Date of Award

4-2025

Degree Name

MS in Computer Science

Department/Program

Computer Science

College

College of Engineering

Advisor

Joydeep Mukherjee

Advisor Department

Computer Science

Advisor College

College of Engineering

Abstract

The growing complexity of cloud-native microservices has intensified the need for robust anomaly detection mechanisms, particularly for misconfiguration-induced failures that often manifest subtly and propagate across service boundaries. This thesis proposes a comparative framework for runtime anomaly detection by transforming system metrics into frequency-domain representations—spectrograms using Short-Time Fourier Transform and scalograms using Continuous Wavelet Transform—and classifying them with Convolutional Neural Networks (CNNs). Evaluated on DeathStarBench, a production-grade microservices benchmark with injected anomalies in the Reservation and Recommendation services, the framework also includes baseline Long Short-Term Memory (LSTM) models trained on raw time-series features.
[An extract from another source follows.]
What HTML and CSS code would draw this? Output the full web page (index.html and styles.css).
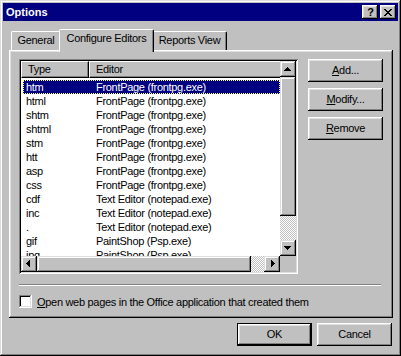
FILE: index.html
```html
<!DOCTYPE html>
<html>
<head>
<meta charset="utf-8">
<link rel="stylesheet" href="styles.css">
</head>
<body>
<div class="window">
  <div class="titlebar">
    <span class="title">Options</span>
    <div class="tbtns">
      <span class="tbtn help">?</span>
      <span class="tbtn close"><svg width="8" height="7" viewBox="0 0 8 7" shape-rendering="crispEdges"><path fill="#000" d="M0 0h2v1H0zM6 0h2v1H6zM1 1h2v1H1zM5 1h2v1H5zM2 2h4v1H2zM3 3h2v1H3zM2 4h4v1H2zM1 5h2v1H1zM5 5h2v1H5zM0 6h2v1H0zM6 6h2v1H6z"/></svg></span>
    </div>
  </div>
  <div class="client">
    <div class="tabs">
      <div class="tab general">General</div>
      <div class="tab sel">Configure Editors</div>
      <div class="tab reports">Reports View</div>
    </div>
    <div class="panel">
      <div class="main">
        <div class="list">
          <div class="view">
            <div class="header">
              <div class="hcell htype">Type</div>
              <div class="hcell heditor">Editor</div>
            </div>
            <div class="rows">
              <div class="row sel"><span class="t">htm</span><span>FrontPage (frontpg.exe)</span></div>
              <div class="row"><span class="t">html</span><span>FrontPage (frontpg.exe)</span></div>
              <div class="row"><span class="t">shtm</span><span>FrontPage (frontpg.exe)</span></div>
              <div class="row"><span class="t">shtml</span><span>FrontPage (frontpg.exe)</span></div>
              <div class="row"><span class="t">stm</span><span>FrontPage (frontpg.exe)</span></div>
              <div class="row"><span class="t">htt</span><span>FrontPage (frontpg.exe)</span></div>
              <div class="row"><span class="t">asp</span><span>FrontPage (frontpg.exe)</span></div>
              <div class="row"><span class="t">css</span><span>FrontPage (frontpg.exe)</span></div>
              <div class="row"><span class="t">cdf</span><span>Text Editor (notepad.exe)</span></div>
              <div class="row"><span class="t">inc</span><span>Text Editor (notepad.exe)</span></div>
              <div class="row"><span class="t">.</span><span>Text Editor (notepad.exe)</span></div>
              <div class="row"><span class="t">gif</span><span>PaintShop (Psp.exe)</span></div>
              <div class="row"><span class="t">jpg</span><span>PaintShop (Psp.exe)</span></div>
            </div>
          </div>
          <div class="vscroll">
            <div class="sbtn"><svg width="16" height="16" viewBox="0 0 16 16" shape-rendering="crispEdges"><path d="M7 6h1v1h1v1h1v1h1v1H4V9h1V8h1V7h1z"/></svg></div>
            <div class="thumb-v raised"></div>
            <div class="track"></div>
            <div class="sbtn"><svg width="16" height="16" viewBox="0 0 16 16" shape-rendering="crispEdges"><path d="M4 6h7v1h-1v1H9v1H8v1H7V9H6V8H5V7H4z"/></svg></div>
          </div>
          <div class="hscroll">
            <div class="sbtn"><svg width="16" height="16" viewBox="0 0 16 16" shape-rendering="crispEdges"><path d="M5 7h1V6h1V5h1V4h1v7H8v-1H7V9H6V8H5z"/></svg></div>
            <div class="thumb-h raised"></div>
            <div class="track"></div>
            <div class="sbtn"><svg width="16" height="16" viewBox="0 0 16 16" shape-rendering="crispEdges"><path d="M7 4h1v1h1v1h1v1h1v1h-1v1H9v1H8v1H7z"/></svg></div>
          </div>
          <div class="corner"></div>
        </div>
        <div class="side">
          <div class="btn"><span><u>A</u>dd...</span></div>
          <div class="btn"><span><u>M</u>odify...</span></div>
          <div class="btn"><span><u>R</u>emove</span></div>
        </div>
      </div>
      <div class="sep"></div>
      <div class="check">
        <span class="box"></span>
        <span><u>O</u>pen web pages in the Office application that created them</span>
      </div>
    </div>
    <div class="footer">
      <div class="btn default"><span>OK</span></div>
      <div class="btn"><span>Cancel</span></div>
    </div>
  </div>
</div>
</body>
</html>
```
FILE: styles.css
```css
html, body {
  margin: 0;
  padding: 0;
  background: #c0c0c0;
}
body {
  font-family: "Liberation Sans", Arial, sans-serif;
  font-size: 11px;
  letter-spacing: -0.3px;
  color: #000;
}
u { text-decoration: underline; text-underline-offset: 1px; }

.window {
  width: 401px;
  height: 356px;
  box-sizing: border-box;
  padding: 3px;
  background: #c0c0c0;
  box-shadow: inset -1px -1px #000, inset 1px 1px #dfdfdf, inset -2px -2px #808080, inset 2px 2px #fff;
  display: flex;
  flex-direction: column;
}

.titlebar {
  height: 18px;
  flex: none;
  background: #000080;
  color: #fff;
  display: flex;
  align-items: center;
  justify-content: space-between;
  padding: 0 2px 0 3px;
}
.title {
  font-weight: bold;
  letter-spacing: 0;
  line-height: 18px;
}
.tbtns {
  display: flex;
  gap: 2px;
}
.tbtn {
  width: 16px;
  height: 14px;
  box-sizing: border-box;
  background: #c0c0c0;
  box-shadow: inset -1px -1px #000, inset 1px 1px #fff, inset -2px -2px #808080, inset 2px 2px #dfdfdf;
  display: flex;
  align-items: center;
  justify-content: center;
  color: #000;
  font-weight: bold;
  letter-spacing: 0;
  line-height: 14px;
}
.tbtn.help { padding-left: 1px; }
.tbtn.close svg { display: block; margin-top: 0px; }

.client {
  padding: 8px 5px 0 6px;
  display: flex;
  flex-direction: column;
}

.tabs {
  display: flex;
  align-items: flex-end;
  height: 21px;
  padding-left: 2px;
}
.tab {
  height: 19px;
  box-sizing: border-box;
  background: #c0c0c0;
  border-top: 1px solid #fff;
  border-left: 1px solid #fff;
  border-right: 1px solid #000;
  border-radius: 2px 2px 0 0;
  box-shadow: inset -1px 0 #808080;
  text-align: center;
  line-height: 14px;
  padding-top: 1px;
  white-space: nowrap;
}
.tab.general { width: 50px; }
.tab.reports { width: 75px; }
.tab.sel {
  width: 95px;
  height: 23px;
  margin: 0 -2px -2px -2px;
  position: relative;
  z-index: 1;
  padding-top: 1px;
}

.panel {
  height: 268px;
  box-sizing: border-box;
  padding: 9px 10px 10px 10px;
  background: #c0c0c0;
  box-shadow: inset -1px -1px #000, inset 1px 1px #fff, inset -2px -2px #808080, inset 2px 2px #dfdfdf;
  display: flex;
  flex-direction: column;
}

.main {
  display: flex;
  gap: 10px;
}

.list {
  width: 279px;
  height: 215px;
  box-sizing: border-box;
  padding: 2px;
  background: #fff;
  box-shadow: inset 1px 1px #808080, inset -1px -1px #fff, inset 2px 2px #000, inset -2px -2px #dfdfdf;
  display: grid;
  grid-template-columns: 259px 16px;
  grid-template-rows: 195px 16px;
}
.view {
  overflow: hidden;
  background: #fff;
  display: flex;
  flex-direction: column;
}
.header {
  display: flex;
  height: 17px;
  flex: none;
}
.hcell {
  box-sizing: border-box;
  height: 17px;
  line-height: 14px;
  padding-left: 6px;
  background: #c0c0c0;
  border-top: 1px solid #fff;
  border-left: 1px solid #fff;
  border-right: 1px solid #000;
  border-bottom: 1px solid #000;
  box-shadow: inset -1px -1px #808080;
  flex: none;
  white-space: nowrap;
}
.htype { width: 68px; }
.heditor { width: 240px; }

.rows {
  padding-top: 2px;
}
.row {
  display: flex;
  height: 14px;
  line-height: 14px;
  margin-left: 2px;
  white-space: nowrap;
}
.row .t {
  width: 73px;
  flex: none;
  box-sizing: border-box;
  padding-left: 3px;
}
.row.sel {
  background: #000080;
  color: #fff;
  outline: 1px dotted #ffff80;
  outline-offset: -1px;
}

.raised, .sbtn {
  background: #c0c0c0;
  box-shadow: inset -1px -1px #000, inset 1px 1px #dfdfdf, inset -2px -2px #808080, inset 2px 2px #fff;
}
.sbtn {
  width: 16px;
  height: 16px;
  flex: none;
}
.sbtn svg { display: block; }
.vscroll {
  display: flex;
  flex-direction: column;
}
.thumb-v {
  height: 139px;
  flex: none;
}
.hscroll {
  display: flex;
}
.thumb-h {
  width: 214px;
  flex: none;
}
.track {
  flex: 1;
  background-color: #c0c0c0;
  background-image: conic-gradient(#fff 0 25%, transparent 0 50%, #fff 0 75%, transparent 0);
  background-size: 2px 2px;
}
.corner {
  background: #c0c0c0;
}

.side {
  display: flex;
  flex-direction: column;
  gap: 6px;
  width: 75px;
  flex: none;
}
.btn {
  width: 75px;
  height: 23px;
  box-sizing: border-box;
  background: #c0c0c0;
  box-shadow: inset -1px -1px #000, inset 1px 1px #fff, inset -2px -2px #808080, inset 2px 2px #dfdfdf;
  display: flex;
  align-items: center;
  justify-content: center;
  line-height: 14px;
  padding-bottom: 1px;
}
.btn.default {
  border: 1px solid #000;
  box-shadow: inset -1px -1px #000, inset 1px 1px #fff, inset -2px -2px #808080, inset 2px 2px #dfdfdf;
}

.sep {
  margin-top: 10px;
  width: 362px;
  height: 2px;
  box-sizing: border-box;
  border-top: 1px solid #808080;
  border-bottom: 1px solid #fff;
}

.check {
  margin-top: 9px;
  display: flex;
  align-items: center;
  gap: 5px;
  height: 13px;
  line-height: 14px;
  white-space: nowrap;
}
.box {
  width: 13px;
  height: 13px;
  flex: none;
  box-sizing: border-box;
  background: #fff;
  box-shadow: inset -1px -1px #fff, inset 1px 1px #808080, inset -2px -2px #dfdfdf, inset 2px 2px #000;
}

.footer {
  display: flex;
  justify-content: flex-end;
  gap: 5px;
  margin-top: 5px;
  padding-right: 1px;
}
```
Stratified 5-fold cross-validation shows that CNNs trained on scalograms outperform all other models, achieving 98.54% accuracy, 98.53% F1-score, and a Matthews Correlation Coefficient (MCC) of 0.9628, compared to 84.76% accuracy and 85.10% F1-score for the best LSTM model (128×8). Scalograms also deliver superior class-wise F1-scores for both anomalies—0.9451 for A1 and 0.9276 for A2—highlighting their strength in capturing bursty and slowly varying patterns often missed by fixed-window spectrograms and temporal baselines. These findings support the hypothesis that wavelet-based representations offer enhanced sensitivity and robustness for detecting misconfigurations in dynamic, resource-constrained microservice environments, paving the way for future research in multi-resolution anomaly detection and real-time telemetry analysis.